Grothendieck's inequality is very naturally expressed in the language of combinatorial optimization and approximation algorithms. It says that the non-convex, NP-hard optimization problem $$ \max\{x^TAy: x \in \{-1, 1\}^m, y \in \{-1, 1\}^n\} $$ is approximated up to a fixed constant by its semidefinite relaxation $$ \max\{\sum_{i,j}{a_{ij}\langle u_i, v_j\rangle}: u_1, \ldots, u_m, v_1, \ldots, v_n \in \mathbb{S}^{n+m-1}\}, $$ where $\mathbb{S}^{n+m-1}$ is the unit sphere in $\mathbb{R}^{n+m}$. Proofs of the inequality give "rounding algorithms", and in fact the Goemans-Williamson random hyperplane rounding does the job (but gives a suboptimal constant).
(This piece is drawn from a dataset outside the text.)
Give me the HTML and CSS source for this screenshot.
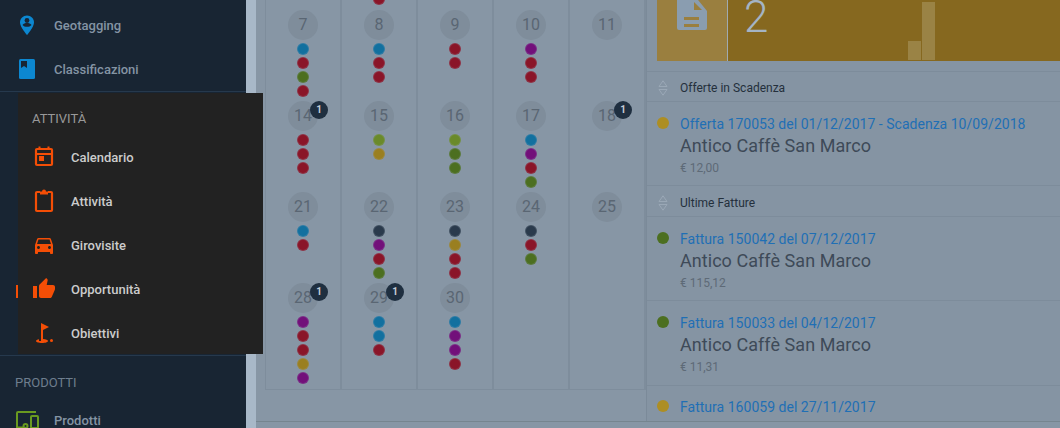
FILE: index.html
```html
<!DOCTYPE html>
<html lang="en">
<head>
    <meta charset="UTF-8">
    <title>dashboard</title>
    <link rel="stylesheet" href="styles.css">
</head>
<body>
    <div class="page">
        <div class="sidebar">
            <div class="side-group first">
                <div class="side-item">
                    <svg class="ico" viewBox="0 0 24 24"><path fill="#0c87d0" d="M12 2.500c-3.900 0-7 3.100-7 7 0 4.600 7 12.500 7 12.500s7-7.900 7-12.500c0-3.900-3.100-7-7-7z"/><circle cx="12" cy="7.500" r="2.400" fill="#182533"/><path fill="#182533" d="M7.500 12c1-1.400 2.700-1.900 4.500-1.900s3.500.5 4.500 1.900c-1 1.300-2.700 1.800-4.500 1.800s-3.500-.5-4.500-1.800z"/></svg>
                    <span>Geotagging</span>
                </div>
                <div class="side-item">
                    <svg class="ico" viewBox="0 0 24 24"><rect x="4" y="2" width="16" height="20" rx="1.500" fill="#0c87d0"/><path fill="#182533" d="M6 4h6v7l-3-2-3 2z"/></svg>
                    <span>Classificazioni</span>
                </div>
            </div>
            <div class="side-group covered">
                <div class="peek"></div>
            </div>
            <div class="side-group">
                <h4 class="side-title">PRODOTTI</h4>
                <div class="side-item">
                    <svg class="ico" viewBox="0 0 24 24" fill="none" stroke="#6a9a20" stroke-width="2"><path d="M21 4H3c-.6 0-1 .4-1 1v14.500h6"/><circle cx="10.500" cy="18" r="2"/><rect x="16" y="8" width="7" height="12" rx="1"/></svg>
                    <span>Prodotti</span>
                </div>
            </div>
        </div>

        <div class="menu">
            <h4 class="menu-title">ATTIVITÀ</h4>
            <div class="menu-item">
                <svg class="ico" viewBox="0 0 24 24"><path fill="none" stroke="#f44e06" stroke-width="2.200" d="M5 4h14a1 1 0 0 1 1 1v14a1 1 0 0 1-1 1H5a1 1 0 0 1-1-1V5a1 1 0 0 1 1-1zM4 9h16"/><path fill="#f44e06" d="M6.500 1.500h2v3h-2zM15.500 1.500h2v3h-2zM7 11h5v5H7z"/></svg>
                <span>Calendario</span>
            </div>
            <div class="menu-item">
                <svg class="ico" viewBox="0 0 24 24"><path fill="none" stroke="#f44e06" stroke-width="2.200" d="M8 3H5a1 1 0 0 0-1 1v17a1 1 0 0 0 1 1h14a1 1 0 0 0 1-1V4a1 1 0 0 0-1-1h-3"/><path fill="#f44e06" d="M8 2.500h2a2 2 0 0 1 4 0h2v3H8z"/></svg>
                <span>Attività</span>
            </div>
            <div class="menu-item">
                <svg class="ico" viewBox="0 0 24 24"><path fill="#f44e06" d="M18.920 6.010C18.720 5.420 18.160 5 17.500 5h-11c-.66 0-1.210.42-1.420 1.010L3 12v8c0 .55.45 1 1 1h1c.55 0 1-.45 1-1v-1h12v1c0 .55.45 1 1 1h1c.55 0 1-.45 1-1v-8l-2.080-5.990zM6.500 16c-.83 0-1.500-.67-1.500-1.500S5.670 13 6.500 13s1.500.67 1.500 1.500S7.330 16 6.500 16zm11 0c-.83 0-1.500-.67-1.500-1.500s.67-1.500 1.500-1.500 1.500.67 1.500 1.500-.67 1.500-1.500 1.500zM5 11l1.500-4.500h11L19 11H5z"/></svg>
                <span>Girovisite</span>
            </div>
            <div class="menu-item">
                <svg class="ico" viewBox="0 0 24 24"><path fill="#f44e06" d="M1 21h4V9H1v12zm22-11c0-1.100-.9-2-2-2h-6.310l.95-4.570.03-.32c0-.41-.17-.79-.44-1.060L14.170 1 7.590 7.590C7.220 7.950 7 8.450 7 9v10c0 1.100.9 2 2 2h9c.83 0 1.540-.5 1.840-1.220l3.020-7.050c.09-.23.14-.47.14-.73v-2z"/></svg>
                <span>Opportunità</span>
            </div>
            <div class="menu-item">
                <svg class="ico" viewBox="0 0 24 24"><circle cx="19.500" cy="19.500" r="1.500" fill="#f44e06"/><path fill="#f44e06" d="M17 5.920L9 2v18H7v-1.730c-1.790.35-3 .99-3 1.730 0 1.100 2.690 2 6 2s6-.9 6-2c0-.99-2.160-1.810-5-1.970V8.980l6-3.060z"/></svg>
                <span>Obiettivi</span>
            </div>
        </div>

        <div class="strip"></div>

        <div class="main">
            <div class="top">
                <div class="calendar">
                    <div class="day"></div>
                    <div class="day"><div class="num"></div><div class="dots"><i class="dot red"></i><i class="dot red"></i><i class="dot red"></i><i class="dot red"></i></div></div>
                    <div class="day"></div>
                    <div class="day"></div>
                    <div class="day"></div>

                    <div class="day"><div class="num">7</div><div class="dots"><i class="dot blue"></i><i class="dot red"></i><i class="dot green"></i><i class="dot red"></i></div></div>
                    <div class="day"><div class="num">8</div><div class="dots"><i class="dot blue"></i><i class="dot red"></i><i class="dot red"></i></div></div>
                    <div class="day"><div class="num">9</div><div class="dots"><i class="dot red"></i><i class="dot red"></i></div></div>
                    <div class="day"><div class="num">10</div><div class="dots"><i class="dot purple"></i><i class="dot red"></i><i class="dot red"></i></div></div>
                    <div class="day"><div class="num">11</div></div>

                    <div class="day"><div class="num">14</div><b class="badge">1</b><div class="dots"><i class="dot red"></i><i class="dot red"></i><i class="dot red"></i></div></div>
                    <div class="day"><div class="num">15</div><div class="dots"><i class="dot olive"></i><i class="dot gold"></i></div></div>
                    <div class="day"><div class="num">16</div><div class="dots"><i class="dot olive"></i><i class="dot green"></i><i class="dot green"></i></div></div>
                    <div class="day"><div class="num">17</div><div class="dots"><i class="dot blue"></i><i class="dot purple"></i><i class="dot red"></i><i class="dot green"></i></div></div>
                    <div class="day"><div class="num">18</div><b class="badge">1</b></div>

                    <div class="day"><div class="num">21</div><div class="dots"><i class="dot blue"></i><i class="dot red"></i></div></div>
                    <div class="day"><div class="num">22</div><div class="dots"><i class="dot navy"></i><i class="dot purple"></i><i class="dot red"></i><i class="dot green"></i></div></div>
                    <div class="day"><div class="num">23</div><div class="dots"><i class="dot navy"></i><i class="dot gold"></i><i class="dot red"></i><i class="dot red"></i></div></div>
                    <div class="day"><div class="num">24</div><div class="dots"><i class="dot navy"></i><i class="dot red"></i><i class="dot green"></i></div></div>
                    <div class="day"><div class="num">25</div></div>

                    <div class="day"><div class="num">28</div><b class="badge">1</b><div class="dots"><i class="dot purple"></i><i class="dot red"></i><i class="dot red"></i><i class="dot gold"></i><i class="dot purple"></i></div></div>
                    <div class="day"><div class="num">29</div><b class="badge">1</b><div class="dots"><i class="dot blue"></i><i class="dot blue"></i><i class="dot red"></i></div></div>
                    <div class="day"><div class="num">30</div><div class="dots"><i class="dot blue"></i><i class="dot purple"></i><i class="dot purple"></i><i class="dot red"></i></div></div>
                    <div class="day"></div>
                    <div class="day"></div>
                </div>

                <div class="panel">
                    <div class="card">
                        <div class="card-icon">
                            <svg width="30" height="40" viewBox="0 0 30 40"><path fill="#8a9db0" d="M2 0h15l13 16v17a2 2 0 0 1-2 2H2a2 2 0 0 1-2-2V2a2 2 0 0 1 2-2z"/><path fill="#9a7f3f" d="M17 7v8h8zM7 22h15v3H7zM7 29h15v3H7z"/></svg>
                        </div>
                        <div class="card-body">
                            <span class="card-num">2</span>
                            <div class="bars">
                                <div class="bar low"></div>
                                <div class="bar high"></div>
                            </div>
                        </div>
                    </div>

                    <div class="list-head open">
                        <svg class="sort" width="10" height="16" viewBox="0 0 10 16" fill="none" stroke="#9aa8b6"><path d="M5 .8L9 6.500H1zM1 9.500h8L5 15.200z"/></svg>
                        <span>Offerte in Scadenza</span>
                    </div>
                    <div class="row">
                        <i class="row-dot gold-l"></i>
                        <div>
                            <div class="row-title">Offerta 170053 del 01/12/2017 - Scadenza 10/09/2018</div>
                            <div class="row-name">Antico Caffè San Marco</div>
                            <div class="row-price">€ 12,00</div>
                        </div>
                    </div>

                    <div class="list-head">
                        <svg class="sort" width="10" height="16" viewBox="0 0 10 16" fill="none" stroke="#9aa8b6"><path d="M5 .8L9 6.500H1zM1 9.500h8L5 15.200z"/></svg>
                        <span>Ultime Fatture</span>
                    </div>
                    <div class="row">
                        <i class="row-dot green"></i>
                        <div>
                            <div class="row-title">Fattura 150042 del 07/12/2017</div>
                            <div class="row-name">Antico Caffè San Marco</div>
                            <div class="row-price">€ 115,12</div>
                        </div>
                    </div>
                    <div class="row wide">
                        <i class="row-dot green"></i>
                        <div>
                            <div class="row-title">Fattura 150033 del 04/12/2017</div>
                            <div class="row-name">Antico Caffè San Marco</div>
                            <div class="row-price">€ 11,31</div>
                        </div>
                    </div>
                    <div class="row last">
                        <i class="row-dot gold-l"></i>
                        <div>
                            <div class="row-title">Fattura 160059 del 27/11/2017</div>
                        </div>
                    </div>
                </div>
            </div>
        </div>
    </div>
</body>
</html>
```

FILE: styles.css
```css
html, body {
    margin: 0;
    height: 100%;
    overflow: hidden;
}
body {
    font-family: Roboto, "Liberation Sans", sans-serif;
    background-color: #8796a5;
}
h4 {
    margin: 0;
    font-weight: 400;
}
.page {
    position: relative;
    display: flex;
    height: 428px;
    overflow: hidden;
}
.ico {
    flex: none;
    width: 24px;
    height: 24px;
}

/* sidebar */
.sidebar {
    flex: none;
    width: 246px;
    height: 428px;
    overflow: hidden;
    background-color: #182533;
    color: #8494a4;
}
.side-group {
    border-bottom: 1px solid #26394d;
}
.side-group:last-child {
    border-bottom: none;
}
.side-group.first {
    padding-top: 3px;
    height: 88px;
}
.side-group.covered {
    height: 263px;
    display: flex;
    align-items: flex-end;
}
.peek {
    width: 2px;
    height: 13px;
    margin: 0 0 57px 16px;
    background-color: #f44e06;
}
.side-title {
    padding: 18px 0 0 15px;
    height: 24px;
    font-size: 13px;
    line-height: 18px;
    color: #6e7e8e;
}
.side-item {
    display: flex;
    align-items: center;
    gap: 15px;
    height: 44px;
    padding-left: 15px;
    font-size: 13px;
    font-weight: 500;
}

/* popup over the sidebar */
.menu {
    position: absolute;
    left: 18px;
    top: 93px;
    box-sizing: border-box;
    width: 245px;
    height: 261px;
    padding-left: 14px;
    background-color: #222;
    color: #ccc;
}
.menu-title {
    padding-top: 17px;
    height: 25px;
    font-size: 13px;
    line-height: 17px;
    color: #999;
}
.menu-item {
    display: flex;
    align-items: center;
    gap: 15px;
    height: 44px;
    font-size: 13px;
    font-weight: 500;
}

.strip {
    flex: none;
    width: 10px;
    background-color: #a8b8c8;
}

/* main */
.main {
    flex: 1;
    min-width: 0;
}
.top {
    display: flex;
    height: 421px;
    overflow: hidden;
    border-bottom: 1px solid #76858f;
}
.calendar {
    flex: none;
    display: grid;
    grid-template-columns: repeat(5, 76px);
    grid-template-rows: repeat(4, 91px) 111px;
    width: 380px;
    margin: -86px 0 0 9px;
    border-left: 1px solid #7e8d9c;
    align-self: flex-start;
    border-bottom: 1px solid #7e8d9c;
}
.day {
    position: relative;
    box-sizing: border-box;
    padding-top: 5px;
    border-right: 2px solid #7e8d9c;
    display: flex;
    flex-direction: column;
    align-items: center;
}
.num {
    width: 30px;
    height: 30px;
    border-radius: 50%;
    background-color: #7f8d9b;
    color: #5a6673;
    font-size: 16px;
    line-height: 30px;
    text-align: center;
}
.badge {
    position: absolute;
    left: 44px;
    top: 5px;
    width: 18px;
    height: 18px;
    border-radius: 50%;
    background-color: #1f2f40;
    color: #c4ccd4;
    font-size: 10px;
    line-height: 18px;
    text-align: center;
}
.dots {
    display: flex;
    flex-direction: column;
    gap: 2px;
    margin-top: 3px;
}
.dot {
    display: block;
    box-sizing: border-box;
    width: 12px;
    height: 12px;
    border: 1px solid rgba(160, 175, 190, .2);
    border-radius: 50%;
}
.blue { background-color: #12709f; }
.red { background-color: #8a1528; }
.green { background-color: #4c6f20; }
.olive { background-color: #6a8a2a; }
.gold { background-color: #9a7f20; }
.purple { background-color: #72107a; }
.navy { background-color: #2a3a4c; }
.gold-l { background-color: #ad8e23; }

/* right panel */
.panel {
    flex: 1;
    min-width: 0;
    border-left: 1px solid #7b8a99;
    background-color: #8594a3;
}
.card {
    display: flex;
    height: 61px;
    margin: 0 0 10px 10px;
    overflow: hidden;
    background-color: #86681f;
}
.card-icon {
    flex: none;
    display: flex;
    justify-content: center;
    align-items: flex-end;
    box-sizing: border-box;
    width: 71px;
    padding-bottom: 26px;
    border-right: 1px solid #a0aab0;
    background-color: #9a7f3f;
}
.card-body {
    flex: 1;
    display: flex;
    padding-left: 16px;
}
.card-num {
    font-size: 44px;
    font-weight: 300;
    line-height: 34px;
    color: #a4b4c4;
}
.bars {
    display: flex;
    align-items: flex-end;
    gap: 1px;
    margin-left: auto;
    margin-right: 125px;
    padding-bottom: 1px;
}
.bar {
    width: 13px;
    background-color: #9a8345;
}
.bar.low {
    height: 19px;
}
.bar.high {
    height: 58px;
}
.list-head {
    display: flex;
    align-items: center;
    gap: 12px;
    box-sizing: border-box;
    height: 31px;
    padding: 3px 0 0 11px;
    border-bottom: 1px solid #7d8c9b;
    font-size: 12px;
    color: #24303c;
}
.list-head.open {
    padding-top: 2px;
    border-top: 1px solid #7d8c9b;
}
.row {
    display: flex;
    gap: 11px;
    box-sizing: border-box;
    height: 84px;
    padding: 12px 0 0 10px;
    border-bottom: 1px solid #7d8c9b;
}
.row.wide {
    height: 85px;
}
.row.last {
    padding-top: 11px;
    border-bottom: none;
}
.row-dot {
    flex: none;
    width: 12px;
    height: 12px;
    margin-top: 3px;
    border-radius: 50%;
}
.row-title {
    font-size: 14px;
    line-height: 20px;
    letter-spacing: .02px;
    color: #1f6fb5;
}
.row-name {
    font-size: 18px;
    line-height: 24px;
    letter-spacing: .05px;
    color: #3e4a58;
}
.row-price {
    font-size: 12px;
    line-height: 20px;
    color: #5e6a77;
}
```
However, Grothendieck's inequality is interesting because the analysis of the rounding algorithm has to be "global", i.e. look at all terms of the objective function together.

Having said this, it should not be surprising that Grothendiecks's inequality has found a second (third? fourth?) life in computer science. Khot and Naor survey its multiple applications and connections to combinatorial optimization.

The story does not end there. The inequality is related to Bell inequality violations in quantum mechanics (see Pisier's paper), has been used by Linial and Shraibman in work on communication complexity, and even turned out useful in work on private data analysis (shameless plug).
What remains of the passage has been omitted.